# 1970 GTO Right Fender



## dedlund400 (May 17, 2020)

I am having a problem with finding a good fitting right front fender for my 1970 GTO. I have a OPG left fender that fits great. I bought a Dynacorn Right Front fender and there is no way it will fit.

I returned the Dynacorn and the OPG fender is not available until October.

Does anybody know who makes the sheet metal for OPG ?

I have a choice of a Goodmark and Goldenstar ? I dont want to waste more money on freight charges for returning bad fitting sheet metal.

I would buy a used fender if I could find one for under a million dollars !

Any information would be appreciated.

Donn


----------



## armyadarkness (Dec 7, 2020)

dedlund400 said:


> I am having a problem with finding a good fitting right front fender for my 1970 GTO. I have a OPG left fender that fits great. I bought a Dynacorn Right Front fender and there is no way it will fit.
> 
> I returned the Dynacorn and the OPG fender is not available until October.
> 
> ...


This has been the norm for well over a year now.

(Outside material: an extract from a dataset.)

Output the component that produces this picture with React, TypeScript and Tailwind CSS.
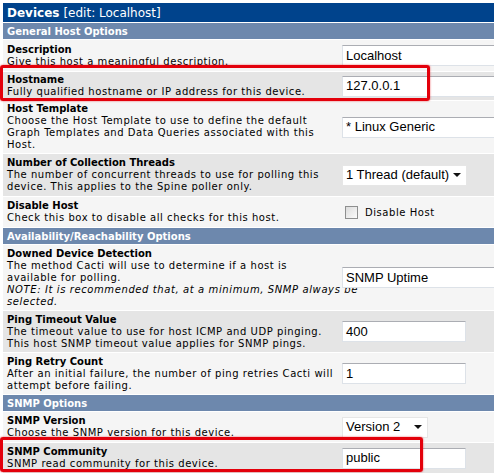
import React from "react";

type RowProps = {
  gray?: boolean;
  height: string;
  title: string;
  children: React.ReactNode;
  control: React.ReactNode;
};

// one form row: label + help text on the left, the field on the right
const Row: React.FC<RowProps> = ({ gray, height, title, children, control }) => (
  <div className={`flex items-center ${height} ${gray ? "bg-[#e5e5e5]" : "bg-[#f5f5f5]"}`}>
    <div className="w-[335px] shrink-0 pl-[4px] text-[10px] leading-[12px] text-black whitespace-nowrap">
      <div className="font-bold">{title}</div>
      <div className="tracking-[0.55px]">{children}</div>
    </div>
    <div className="flex-1 pl-[4px]">{control}</div>
  </div>
);

const Section: React.FC<{ label: string; height: string }> = ({ label, height }) => (
  <div className={`flex items-center ${height} bg-[#6d88ad] pl-[4px] text-[10px] font-bold text-white`}>
    {label}
  </div>
);

const TextInput: React.FC<{ value: string; width: string }> = ({ value, width }) => (
  <div
    className={`${width} h-[21px] flex items-center bg-white border border-[#dde2e8] border-t-[#abadb3] pl-[3px] font-['Liberation_Sans',Arial,sans-serif] text-[13px] text-black`}
  >
    {value}
  </div>
);

const SelectBox: React.FC<{ value: string; width: string }> = ({ value, width }) => (
  <div
    className={`${width} h-[21px] flex items-center justify-between bg-white border border-[#e6e6e6] pl-[3px] pr-[5px] font-['Liberation_Sans',Arial,sans-serif] text-[13px] text-black`}
  >
    <span>{value}</span>
    <svg width="8" height="4" viewBox="0 0 8 4">
      <path d="M0 0 L8 0 L4 4 Z" fill="#111" />
    </svg>
  </div>
);

export default function App() {
  return (
    <div className="relative w-[494px] h-[473px] overflow-hidden bg-white font-['DejaVu_Sans',Verdana,sans-serif]">
      <div className="pt-[3px] pl-[3px] flex flex-col gap-px w-[500px]">
        <div className="flex items-center h-[19px] bg-[#00438c] pl-[4px] text-white text-[12px]">
          <span className="font-bold">Devices</span>
          <span className="ml-[4px]">[edit: Localhost]</span>
        </div>

        <Section label="General Host Options" height="h-[16px]" />

        <Row height="h-[31px]" title="Description" control={<TextInput value="Localhost" width="w-[170px]" />}>
          <div>Give this host a meaningful description.</div>
        </Row>

        <Row gray height="h-[28px]" title="Hostname" control={<TextInput value="127.0.0.1" width="w-[170px]" />}>
          <div>Fully qualified hostname or IP address for this device.</div>
        </Row>

        <Row height="h-[52px]" title="Host Template" control={<TextInput value="* Linux Generic" width="w-[170px]" />}>
          <div>Choose the Host Template to use to define the default</div>
          <div>Graph Templates and Data Queries associated with this</div>
          <div>Host.</div>
        </Row>

        <Row gray height="h-[42px]" title="Number of Collection Threads" control={<SelectBox value="1 Thread (default)" width="w-[125px]" />}>
          <div>The number of concurrent threads to use for polling this</div>
          <div>device. This applies to the Spine poller only.</div>
        </Row>

        <Row
          height="h-[30px]"
          title="Disable Host"
          control={
            <div className="flex items-center pl-[3px]">
              <div className="w-[13px] h-[13px] border border-[#8e8f8f] bg-gradient-to-br from-[#dcdcdc] to-[#fbfbfb]" />
              <span className="ml-[7px] text-[10px] tracking-[0.55px] text-black">Disable Host</span>
            </div>
          }
        >
          <div>Check this box to disable all checks for this host.</div>
        </Row>

        <Section label="Availability/Reachability Options" height="h-[16px]" />

        <Row height="h-[65px]" title="Downed Device Detection" control={<TextInput value="SNMP Uptime" width="w-[170px]" />}>
          <div>The method Cacti will use to determine if a host is</div>
          <div>available for polling.</div>
          <div className="italic tracking-[0.6px]">NOTE: It is recommended that, at a minimum, SNMP always be</div>
          <div className="italic tracking-[0.6px]">selected.</div>
        </Row>

        <Row gray height="h-[41px]" title="Ping Timeout Value" control={<TextInput value="400" width="w-[124px]" />}>
          <div>The timeout value to use for host ICMP and UDP pinging.</div>
          <div>This host SNMP timeout value applies for SNMP pings.</div>
        </Row>

        <Row height="h-[41px]" title="Ping Retry Count" control={<TextInput value="1" width="w-[124px]" />}>
          <div>After an initial failure, the number of ping retries Cacti will</div>
          <div>attempt before failing.</div>
        </Row>

        <Section label="SNMP Options" height="h-[16px]" />

        <Row height="h-[30px]" title="SNMP Version" control={<SelectBox value="Version 2" width="w-[86px]" />}>
          <div>Choose the SNMP version for this device.</div>
        </Row>

        <Row gray height="h-[30px]" title="SNMP Community" control={<TextInput value="public" width="w-[124px]" />}>
          <div>SNMP read community for this device.</div>
        </Row>
      </div>

      {/* red highlight boxes drawn over the screenshot */}
      <div className="absolute left-0 top-[65px] w-[430px] h-[36px] border-[3px] border-[#e3000b] rounded-[3px] shadow-[0_0_2px_rgba(227,0,11,0.7)]" />
      <div className="absolute left-0 top-[437px] w-[423px] h-[35px] border-[3px] border-[#e3000b] rounded-[3px] shadow-[0_0_2px_rgba(227,0,11,0.7)]" />
    </div>
  );
}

All (most) of these parts are made overseas or use raw materials from overseas, and when everyone was sitting home with free government money, they started working on their cars... I had to build two cars during this and it SUCKED!

I don't know who makes OPGI stuff, but the things I got from them are terrible.


----------



## armyadarkness (Dec 7, 2020)

The parts are slowly coming back into the country, but not at any fast pace. I'm trying to get a yoke and there isnt one anywhere in the USA


----------